Nothing says cosmetics like Nazis, and nothing says Nazi like another crass case of a Korean entity using the Third Reich images (or in this case imagery) for commercial profit. The latest edition comes from the Korean makeup company Coreana, who for a new line of facial oil is using the sleek, sexy image of what would appear to be a woman chilling on Adolph’s desk at Adlerhorst while WWII rages behind her.
Seriously, what planet are these people living on?
Here’s a video from Brian in Jeollanam-do:
Written in Hangul (written Korean) says something to the effect of “Even Hitler didn’t have the East and West,” I guess insinuating that this new moisturizer does.
You can find another video on Brian’s site. This story is getting out there. Here’s a piece from CNN.
Actually my wife (a chemical engineer) did her undergrad internship at Coreana. To my knowledge she’s not a Nazi, though she does often surprise me. I’ll keep everyone posted on further developments.
Also: the set design and especially the fog reminds me of Aleksandr Sokurov’s Moloch, a fantastic film approximating a surreal evening at Hitler’s haus. I’d even go so far as to say the director of the Coreana commercial has seen the film and is evoking it.
5 responses so far ↓
1 Gus Lonzo // Apr 5, 2008 at 1:39 pm
This “provocative” commercial betrays a level of immaturity and amateurishness (not to mention insensitivity) that you rarely encounter outside of the high shcool, or perhaps even the middle school. That is, these sorts of ads remind me of that breed of adolescent who fancies himself a brilliant, artistic, misunderstood, edgy, etc., fella because oh, I don’t know, he’s read some Nietzsche let’s say, and in his attempt to convince others that he’s just such a person, he goes around saying some really offensive things, all in the name of “free speech” or even worse, “art.” It may sound trite, but the folks behind this commercial simply need to grow up. It’s a big world out there afterall.

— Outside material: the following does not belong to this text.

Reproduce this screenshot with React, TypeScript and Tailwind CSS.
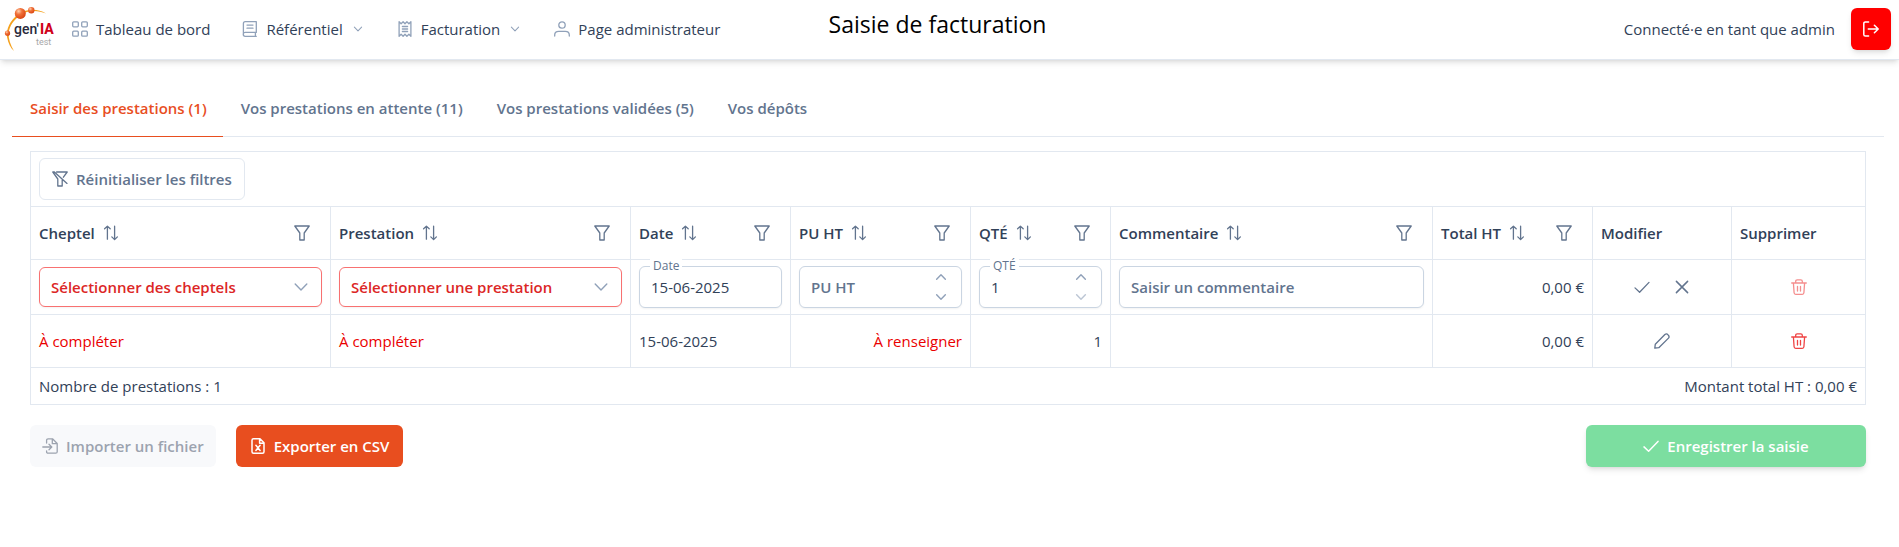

2 Brian // Apr 5, 2008 at 3:10 pm
Man, you see that quote from the Korad woman? From the CNN article:
A Korad official, Seo Sang-hee, confirmed the ad was meant to invoke a Nazi soldier and Hitler, which she said symbolize “revolution” in keeping with the lotion’s “revolutionary” dual functions.
Seo said the commercial was not designed to promote Hitler, but rather the idea that the cosmetics will succeed in both East and West, which Hitler failed to do.
. . .
They couldn’t have chosen a Korean revolutionary? Or they couldn’t have chosen . . . I dunno, Rain or Kim Byung-hyung as somebody who failed to succeed in both east and west? *zing*
There are times like this when I’m truly afraid of who my neighbors here are . . .
3 Shinsano // Apr 5, 2008 at 6:31 pm
Worse are the quotes on your site…the emails from Coreana asking you to take the videos down.
4 simon // Apr 5, 2008 at 8:47 pm
Koreans must sure see the parallels between Imperial Japan and the Nazi regime, wonder where the major differentiation is here. Though I’m sure White people on another continent are a lot less real to them than a former brutal colonizer on their homeland (though the strategic location of the Korean peninsula, like Okinawan Ryukyu Kingdom, means that these nations were constantly under threat from most neighbours.)
5 Shinsano // Apr 6, 2008 at 9:04 am
I hate to get into too much generalizing here, speaking for all of one race or another, but I would say, by in large, this connection is not made by a lot of Koreans. I think that’s what really riles foreigners living in Korea. That Koreans can be so indignant about the crimes of the Japanese on their own race, yet utterly ignorant about similar (and arguably much worse) crimes against others.